First, discoveries: Nothing Holiday writes is "new." There are good actors and bad actors in the world of PR. This is true of any industry. The bad "flacks" tarnish the image of the good "flacks" just as a bad doctor tarnishes the image of a good doctor. Holiday comes from the world of "bad flacks." That's fine. The truth eventually catches up with them. Bad individuals and bad firms earn reputations that follow them around. Do they find work? Sure. So do criminals though. That's not a testiment to their virtue. "Look we can shape opinions with cleverly crafted lies." The crafting isn't clever and shaping opinions with lies is nothing new.

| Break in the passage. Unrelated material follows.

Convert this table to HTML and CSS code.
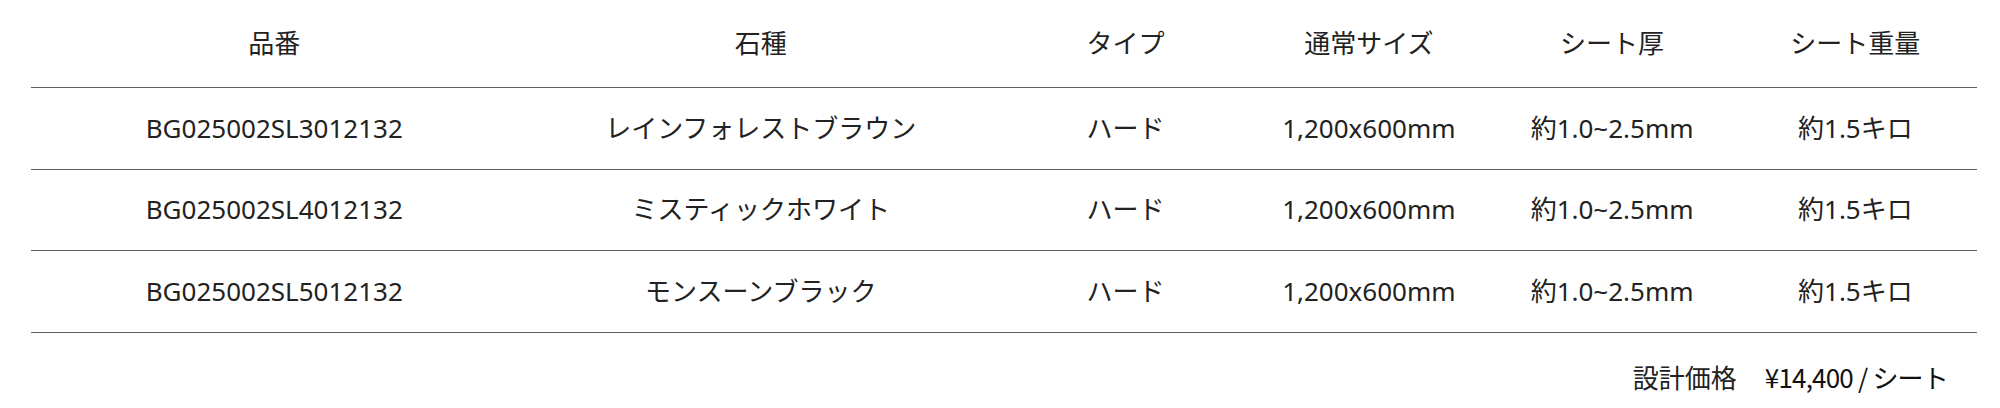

Second, the writing: Bad. Just bad. Holiday's writing reminds me of a few papers I wrote in my early high school days, where I was searching for filler. You know the kind of paper.... restating the exact same idea 10 ways to get 10 paragraphs. Now extend this idea from the early high school filler paper to an entire book. It's exhausting and sad. But then, this is what happens when someone writes "above their paygrade.